Experiment

Materials

  • Laptop or Computer
  • University of Wisconsin Breast Cancer Data Set
  • Eclipse Indigo
  • Java Runtime Environment
  • Google App Engine
  • Google Web Toolkit

Controlled Variables

  1. Each neural network should adhere to the following standards:
    1. Each trial shall use a different set of randomly selected instances for testing.
    2. Each commercial package shall be optimized to yield best results.  For example, if a package can support multiple hidden layers, the option will be evaluated to determine the best settings. The custom network will be implemented with proper settings.
    3. Each neural network will use the University of Wisconsin Original Breast Cancer Database.
    4. Trials of the same implementation will all be run using the same settings.
  2. All trials will be run on the same computer.
  3. The number of iterations for custom neural networks will be 1,500

Test Variable

The level of diagnostic success achieved by the networks.

Abridged versions of the procedures for this project are detailed below.

Experiment Phase 1

  1. Understand significance of each of 9 inputs: clump thickness, uniformity of cell size, uniformity of cell shape, marginal adhesion, single epithelial cell size, bare nuclei, bland chromatin, normal nucleoli, and marginal adhesion.
  2. Architect and optimize a neural network model for each of three commercial softwares, network should adhere to the following control variable standards:
    1. Reserve 70 instances for testing. In other words, those instances should not be used for training.
    2. Each trial shall use a different set of randomly selected instances for testing.
    3. Each package shall be optimized to yield best results.  For example, if a package can support multiple hidden layers, those results should be evaluated to decide optimal settings.
    4. If multiple neural network training architectures are supported, a back propagation technique shall be chosen.
  3. Execute 10 trials for each network implementation and capture number of properly predicted malignant and benign tumors and also number of false malignant and false benign predictions.
  4. Analyze results to determine success and failures of implementations.
  5. Determine if modern neural networks were successful at predicting malignant versus benign when including outliers. 
  6. Identify areas for improvement.

Experiment Phase 2

  1. Design pseudocode for a custom developed breast cancer neural network, including the following algorithmic components.
    1. Artificial Input Layer.  Convert inputs to binary inputs to simulate the on/off firing of neurons.
    2. Sigmoid Function. A logistic function that removes the linearity from processing.
    3. Summation Function.  Matrix math function to propagate neural firings through the network. 
    4. Step Function.  Incorporate malignancy weightings.
    5. Inconclusive Assessment.  Evaluate using multiple independently trained networks.
  2. Define a neural network model with artificial input layer.
  3. Identify a way to weight malignant false negatives higher.
  4. Implement a custom neural network in Java.
  5. Implement logic that allows the network to rule masses inconclusive.
  6. Train multiple base networks using the data from the dataset, allowing the computer to do all weighting on its own.
  7. Tune the network with different number of hidden nodes and malignancy weightings to identify optimal configuration.
  8. Test the network by training the network with all samples but one.

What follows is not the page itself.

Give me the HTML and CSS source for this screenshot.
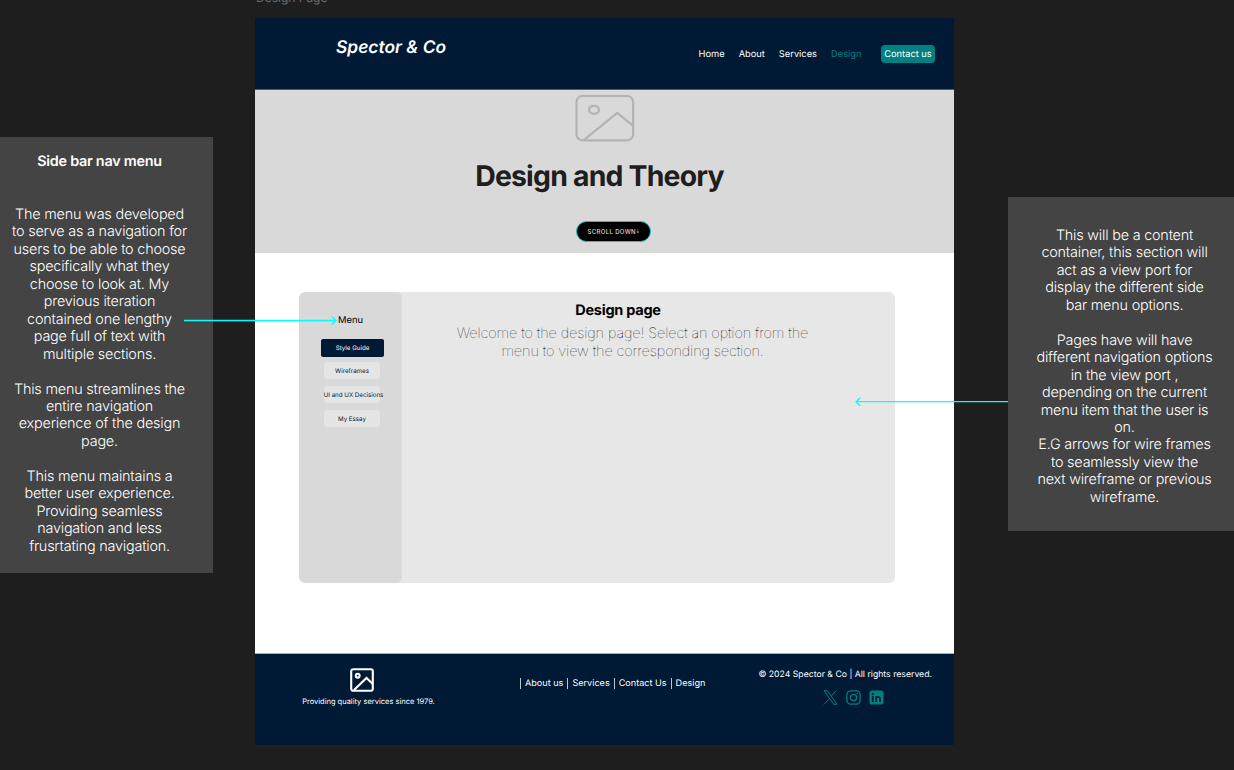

Run 10 different trials for each sample (This should result in 6,800 trials).
  9. Run network using all samples in the training set to compare results and determine optimal capability.
  10. Establish a website to host the neural network implementation and provide an interface for hospitals.
  11. Design and implement a web service suitable for integration with the cloud via Google’s AppEngine.
  12. Deploy the web service and web application to the cloud.
  13. Test the network with different test sample sizes to determine correlation to success rates.  Use a large number of tests to reduce the impact of randomness.  Running 1,500 networks for each training size at 20 increments will result in over 7,000,000 trials.
  14. Analyze results and present findings.